TASK TO CARRY OUT => Do not include the pictures; repeat the rest of the data exactly.

———

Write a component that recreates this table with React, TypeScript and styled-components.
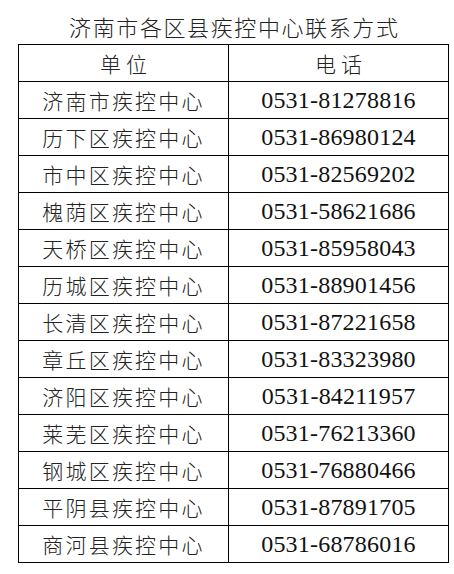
import * as React from 'react';
import styled, { createGlobalStyle } from 'styled-components';

type Row = {
  unit: string;
  phone: string;
}

const rows: Row[] = [
  { unit: '济南市疾控中心', phone: '0531-81278816' },
  { unit: '历下区疾控中心', phone: '0531-86980124' },
  { unit: '市中区疾控中心', phone: '0531-82569202' },
  { unit: '槐荫区疾控中心', phone: '0531-58621686' },
  { unit: '天桥区疾控中心', phone: '0531-85958043' },
  { unit: '历城区疾控中心', phone: '0531-88901456' },
  { unit: '长清区疾控中心', phone: '0531-87221658' },
  { unit: '章丘区疾控中心', phone: '0531-83323980' },
  { unit: '济阳区疾控中心', phone: '0531-84211957' },
  { unit: '莱芜区疾控中心', phone: '0531-76213360' },
  { unit: '钢城区疾控中心', phone: '0531-76880466' },
  { unit: '平阴县疾控中心', phone: '0531-87891705' },
  { unit: '商河县疾控中心', phone: '0531-68786016' },
];

const GlobalStyle = createGlobalStyle`
  html, body {
    margin: 0;
    padding: 0;
    background: #fff;
  }
`

const Page = styled.div`
  width: 454px;
  height: 574px;
  padding-left: 18px;
  box-sizing: border-box;
  font-family: "Noto Sans CJK SC", sans-serif;
  color: #222;
`

const Title = styled.h1`
  margin: 0;
  width: 431px;
  height: 44px;
  padding-top: 8px;
  box-sizing: border-box;
  line-height: 36px;
  text-align: center;
  font-size: 22px;
  font-weight: 300;
  letter-spacing: 1.6px;
  text-indent: 1.6px;
`

const Grid = styled.div`
  display: grid;
  grid-template-columns: 209px 219px;
  grid-auto-rows: 36px;
  gap: 1px;
  padding: 1px;
  width: 431px;
  box-sizing: border-box;
  background: #000;
`

const Cell = styled.div`
  background: #fff;
  display: flex;
  align-items: center;
  justify-content: center;
  font-size: 21px;
  font-weight: 300;
  letter-spacing: 2.2px;
  white-space: nowrap;
`

const HeadText = styled.span`
  letter-spacing: 5px;
  margin-right: -5px;
`

const Phone = styled.span`
  font-family: "Liberation Serif", "Times New Roman", serif;
  font-size: 24px;
  font-weight: 400;
  letter-spacing: 0.2px;
  color: #111;
`

export default function App() {
  return (
    <Page>
      <GlobalStyle />
      <Title>济南市各区县疾控中心联系方式</Title>
      <Grid>
        <Cell><HeadText>单位</HeadText></Cell>
        <Cell><HeadText>电话</HeadText></Cell>
        {rows.map(r => (
          <React.Fragment key={r.unit}>
            <Cell>{r.unit}</Cell>
            <Cell><Phone>{r.phone}</Phone></Cell>
          </React.Fragment>
        ))}
      </Grid>
    </Page>
  )
}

———

CORRECT ANSWER =>
Write a component that recreates this table with React, TypeScript and styled-components.
import * as React from 'react';
import styled, { createGlobalStyle } from 'styled-components';

type Row = {
  unit: string;
  phone: string;
}

const rows: Row[] = [
  { unit: '济南市疾控中心', phone: '0531-81278816' },
  { unit: '历下区疾控中心', phone: '0531-86980124' },
  { unit: '市中区疾控中心', phone: '0531-82569202' },
  { unit: '槐荫区疾控中心', phone: '0531-58621686' },
  { unit: '天桥区疾控中心', phone: '0531-85958043' },
  { unit: '历城区疾控中心', phone: '0531-88901456' },
  { unit: '长清区疾控中心', phone: '0531-87221658' },
  { unit: '章丘区疾控中心', phone: '0531-83323980' },
  { unit: '济阳区疾控中心', phone: '0531-84211957' },
  { unit: '莱芜区疾控中心', phone: '0531-76213360' },
  { unit: '钢城区疾控中心', phone: '0531-76880466' },
  { unit: '平阴县疾控中心', phone: '0531-87891705' },
  { unit: '商河县疾控中心', phone: '0531-68786016' },
];

const GlobalStyle = createGlobalStyle`
  html, body {
    margin: 0;
    padding: 0;
    background: #fff;
  }
`

const Page = styled.div`
  width: 454px;
  height: 574px;
  padding-left: 18px;
  box-sizing: border-box;
  font-family: "Noto Sans CJK SC", sans-serif;
  color: #222;
`

const Title = styled.h1`
  margin: 0;
  width: 431px;
  height: 44px;
  padding-top: 8px;
  box-sizing: border-box;
  line-height: 36px;
  text-align: center;
  font-size: 22px;
  font-weight: 300;
  letter-spacing: 1.6px;
  text-indent: 1.6px;
`

const Grid = styled.div`
  display: grid;
  grid-template-columns: 209px 219px;
  grid-auto-rows: 36px;
  gap: 1px;
  padding: 1px;
  width: 431px;
  box-sizing: border-box;
  background: #000;
`

const Cell = styled.div`
  background: #fff;
  display: flex;
  align-items: center;
  justify-content: center;
  font-size: 21px;
  font-weight: 300;
  letter-spacing: 2.2px;
  white-space: nowrap;
`

const HeadText = styled.span`
  letter-spacing: 5px;
  margin-right: -5px;
`

const Phone = styled.span`
  font-family: "Liberation Serif", "Times New Roman", serif;
  font-size: 24px;
  font-weight: 400;
  letter-spacing: 0.2px;
  color: #111;
`

export default function App() {
  return (
    <Page>
      <GlobalStyle />
      <Title>济南市各区县疾控中心联系方式</Title>
      <Grid>
        <Cell><HeadText>单位</HeadText></Cell>
        <Cell><HeadText>电话</HeadText></Cell>
        {rows.map(r => (
          <React.Fragment key={r.unit}>
            <Cell>{r.unit}</Cell>
            <Cell><Phone>{r.phone}</Phone></Cell>
          </React.Fragment>
        ))}
      </Grid>
    </Page>
  )
}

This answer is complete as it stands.